RAW DATA ▸
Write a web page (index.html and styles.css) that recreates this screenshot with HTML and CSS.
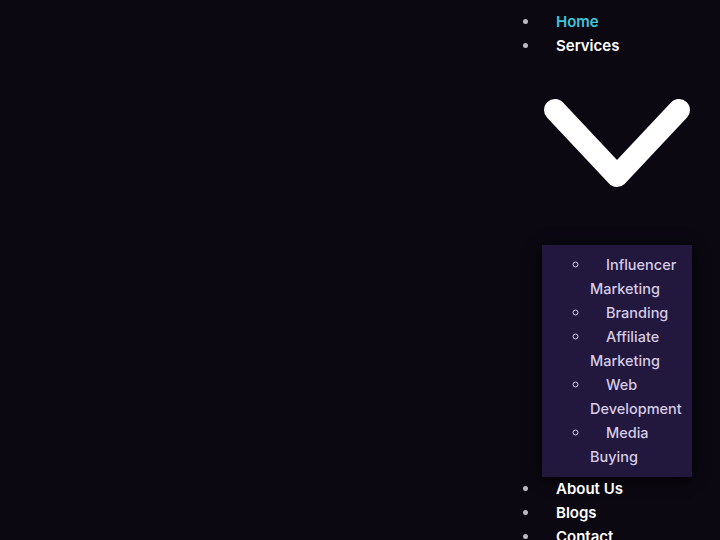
FILE: index.html
```html
<!DOCTYPE html>
<html>
<head>
<meta charset="utf-8">
<link rel="stylesheet" href="styles.css">
</head>
<body>
<nav class="nav">
  <ul class="menu">
    <li class="item"><a class="link active" href="#">Home</a></li>
    <li class="item"><a class="link" href="#">Services</a>
      <svg class="chev" width="150" height="150" viewBox="0 0 150 150"><path d="M13 42 L75 108 L137 42" fill="none" stroke="#ffffff" stroke-width="22" stroke-linecap="round" stroke-linejoin="round"/></svg>
      <div class="sub">
        <ul class="submenu">
          <li class="subitem"><a class="sublink" href="#">Influencer Marketing</a></li>
          <li class="subitem"><a class="sublink" href="#">Branding</a></li>
          <li class="subitem"><a class="sublink" href="#">Affiliate Marketing</a></li>
          <li class="subitem"><a class="sublink" href="#">Web Development</a></li>
          <li class="subitem"><a class="sublink" href="#">Media Buying</a></li>
        </ul>
      </div>
    </li>
    <li class="item"><a class="link" href="#">About Us</a></li>
    <li class="item"><a class="link" href="#">Blogs</a></li>
    <li class="item"><a class="link" href="#">Contact</a></li>
  </ul>
</nav>
</body>
</html>
```
FILE: styles.css
```css
html, body {
  margin: 0;
  padding: 0;
  background: #0b0811;
  height: 100%;
  overflow: hidden;
}
body {
  font-family: Inter, "Liberation Sans", sans-serif;
  font-size: 15px;
  line-height: 24px;
}
.nav {
  display: flex;
  justify-content: flex-end;
}
.menu {
  width: 180px;
  margin: 10px 0 0;
  padding: 0 0 0 40px;
  list-style: disc;
}
.item {
  color: #bdbac4;
}
.link {
  color: #ffffff;
  text-decoration: none;
  font-weight: 600;
  padding-left: 16px;
}
.link.active {
  color: #3ec7dc;
}
.chev {
  display: block;
  margin: 10px 0 0 2px;
}
.sub {
  width: 150px;
  box-sizing: border-box;
  margin: 27px 0 0 2px;
  padding: 8px;
  background: #22173d;
  box-shadow: 0 2px 14px rgba(0, 0, 0, 0.8);
}
.submenu {
  margin: 0;
  padding: 0 0 0 40px;
  list-style: circle;
}
.subitem {
  color: #d6cce6;
}
.sublink {
  color: #d6cce6;
  text-decoration: none;
  font-weight: 500;
  font-size: 14.5px;
  padding-left: 16px;
}
```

THE PROBLEM ▸ All the lines above are to be given again exactly as they read, with the pictures removed.

TASK ANSWER ▸
Write a web page (index.html and styles.css) that recreates this screenshot with HTML and CSS.
FILE: index.html
```html
<!DOCTYPE html>
<html>
<head>
<meta charset="utf-8">
<link rel="stylesheet" href="styles.css">
</head>
<body>
<nav class="nav">
  <ul class="menu">
    <li class="item"><a class="link active" href="#">Home</a></li>
    <li class="item"><a class="link" href="#">Services</a>
      <svg class="chev" width="150" height="150" viewBox="0 0 150 150"><path d="M13 42 L75 108 L137 42" fill="none" stroke="#ffffff" stroke-width="22" stroke-linecap="round" stroke-linejoin="round"/></svg>
      <div class="sub">
        <ul class="submenu">
          <li class="subitem"><a class="sublink" href="#">Influencer Marketing</a></li>
          <li class="subitem"><a class="sublink" href="#">Branding</a></li>
          <li class="subitem"><a class="sublink" href="#">Affiliate Marketing</a></li>
          <li class="subitem"><a class="sublink" href="#">Web Development</a></li>
          <li class="subitem"><a class="sublink" href="#">Media Buying</a></li>
        </ul>
      </div>
    </li>
    <li class="item"><a class="link" href="#">About Us</a></li>
    <li class="item"><a class="link" href="#">Blogs</a></li>
    <li class="item"><a class="link" href="#">Contact</a></li>
  </ul>
</nav>
</body>
</html>
```
FILE: styles.css
```css
html, body {
  margin: 0;
  padding: 0;
  background: #0b0811;
  height: 100%;
  overflow: hidden;
}
body {
  font-family: Inter, "Liberation Sans", sans-serif;
  font-size: 15px;
  line-height: 24px;
}
.nav {
  display: flex;
  justify-content: flex-end;
}
.menu {
  width: 180px;
  margin: 10px 0 0;
  padding: 0 0 0 40px;
  list-style: disc;
}
.item {
  color: #bdbac4;
}
.link {
  color: #ffffff;
  text-decoration: none;
  font-weight: 600;
  padding-left: 16px;
}
.link.active {
  color: #3ec7dc;
}
.chev {
  display: block;
  margin: 10px 0 0 2px;
}
.sub {
  width: 150px;
  box-sizing: border-box;
  margin: 27px 0 0 2px;
  padding: 8px;
  background: #22173d;
  box-shadow: 0 2px 14px rgba(0, 0, 0, 0.8);
}
.submenu {
  margin: 0;
  padding: 0 0 0 40px;
  list-style: circle;
}
.subitem {
  color: #d6cce6;
}
.sublink {
  color: #d6cce6;
  text-decoration: none;
  font-weight: 500;
  font-size: 14.5px;
  padding-left: 16px;
}
```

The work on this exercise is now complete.